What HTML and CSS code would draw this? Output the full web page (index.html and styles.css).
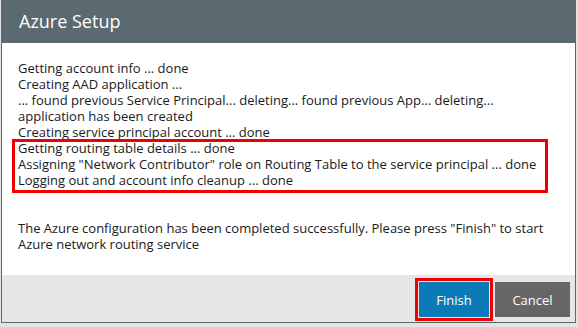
FILE: index.html
```html
<!DOCTYPE html>
<html>
<head>
<meta charset="utf-8">
<link rel="stylesheet" href="styles.css">
</head>
<body>
<div class="dialog">
  <div class="header">Azure Setup</div>
  <div class="content">
    <div class="log">
      <div>Getting account info ... done</div>
      <div>Creating AAD application ...</div>
      <div>... found previous Service Principal... deleting... found previous App... deleting...</div>
      <div>application has been created</div>
      <div>Creating service principal account ... done</div>
      <div class="highlight">
        <div>Getting routing table details ... done</div>
        <div>Assigning "Network Contributor" role on Routing Table to the service principal ... done</div>
        <div>Logging out and account info cleanup ... done</div>
      </div>
    </div>
    <p class="summary">The Azure configuration has been completed successfully. Please press "Finish" to start<br>Azure network routing service</p>
  </div>
  <div class="footer">
    <button class="btn btn-primary">Finish</button>
    <button class="btn btn-secondary">Cancel</button>
  </div>
</div>
</body>
</html>
```

FILE: styles.css
```css
html, body {
  margin: 0;
  padding: 0;
}
body {
  background: #e3e3e3;
  font-family: "Open Sans", "Noto Sans", sans-serif;
  width: 578px;
  height: 327px;
  overflow: hidden;
}
.dialog {
  margin-left: 1px;
  width: 575px;
  box-sizing: border-box;
  border: 1px solid #5b676c;
  border-top: none;
  background: #fff;
}
.header {
  height: 43px;
  margin: 0 -1px;
  background: #5b6a71;
  color: #fff;
  font-size: 18px;
  line-height: 43px;
  padding-left: 18px;
}
.content {
  height: 232px;
  padding: 17px 16px 0 16px;
  box-sizing: border-box;
  font-size: 13px;
  line-height: 16px;
  color: #1a1a1a;
  white-space: nowrap;
}
.highlight {
  position: relative;
}
.highlight::after {
  content: "";
  position: absolute;
  top: -1px;
  left: -6px;
  width: 536px;
  height: 54px;
  border: 3px solid #ee0000;
  box-sizing: border-box;
}
.summary {
  margin: 32px 0 0 0;
  line-height: 16px;
}
.footer {
  height: 47px;
  background: #e5e6e7;
  display: flex;
  justify-content: flex-end;
  align-items: flex-start;
  gap: 6px;
  padding: 7px 5px 0 0;
  box-sizing: border-box;
}
.btn {
  height: 35px;
  border: none;
  margin: 0;
  padding: 0;
  font-family: "Open Sans", "Noto Sans", sans-serif;
  font-size: 13px;
  color: #fff;
}
.btn-primary {
  width: 70px;
  background: #0a7bb6;
  outline: 3px solid #ee0000;
  outline-offset: 1px;
}
.btn-secondary {
  width: 75px;
  background: #666666;
}
```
----
● **The problem**
Print the complete listing exactly, apart from any pictures.

● **Written solution**
What HTML and CSS code would draw this? Output the full web page (index.html and styles.css).
FILE: index.html
```html
<!DOCTYPE html>
<html>
<head>
<meta charset="utf-8">
<link rel="stylesheet" href="styles.css">
</head>
<body>
<div class="dialog">
  <div class="header">Azure Setup</div>
  <div class="content">
    <div class="log">
      <div>Getting account info ... done</div>
      <div>Creating AAD application ...</div>
      <div>... found previous Service Principal... deleting... found previous App... deleting...</div>
      <div>application has been created</div>
      <div>Creating service principal account ... done</div>
      <div class="highlight">
        <div>Getting routing table details ... done</div>
        <div>Assigning "Network Contributor" role on Routing Table to the service principal ... done</div>
        <div>Logging out and account info cleanup ... done</div>
      </div>
    </div>
    <p class="summary">The Azure configuration has been completed successfully. Please press "Finish" to start<br>Azure network routing service</p>
  </div>
  <div class="footer">
    <button class="btn btn-primary">Finish</button>
    <button class="btn btn-secondary">Cancel</button>
  </div>
</div>
</body>
</html>
```

FILE: styles.css
```css
html, body {
  margin: 0;
  padding: 0;
}
body {
  background: #e3e3e3;
  font-family: "Open Sans", "Noto Sans", sans-serif;
  width: 578px;
  height: 327px;
  overflow: hidden;
}
.dialog {
  margin-left: 1px;
  width: 575px;
  box-sizing: border-box;
  border: 1px solid #5b676c;
  border-top: none;
  background: #fff;
}
.header {
  height: 43px;
  margin: 0 -1px;
  background: #5b6a71;
  color: #fff;
  font-size: 18px;
  line-height: 43px;
  padding-left: 18px;
}
.content {
  height: 232px;
  padding: 17px 16px 0 16px;
  box-sizing: border-box;
  font-size: 13px;
  line-height: 16px;
  color: #1a1a1a;
  white-space: nowrap;
}
.highlight {
  position: relative;
}
.highlight::after {
  content: "";
  position: absolute;
  top: -1px;
  left: -6px;
  width: 536px;
  height: 54px;
  border: 3px solid #ee0000;
  box-sizing: border-box;
}
.summary {
  margin: 32px 0 0 0;
  line-height: 16px;
}
.footer {
  height: 47px;
  background: #e5e6e7;
  display: flex;
  justify-content: flex-end;
  align-items: flex-start;
  gap: 6px;
  padding: 7px 5px 0 0;
  box-sizing: border-box;
}
.btn {
  height: 35px;
  border: none;
  margin: 0;
  padding: 0;
  font-family: "Open Sans", "Noto Sans", sans-serif;
  font-size: 13px;
  color: #fff;
}
.btn-primary {
  width: 70px;
  background: #0a7bb6;
  outline: 3px solid #ee0000;
  outline-offset: 1px;
}
.btn-secondary {
  width: 75px;
  background: #666666;
}
```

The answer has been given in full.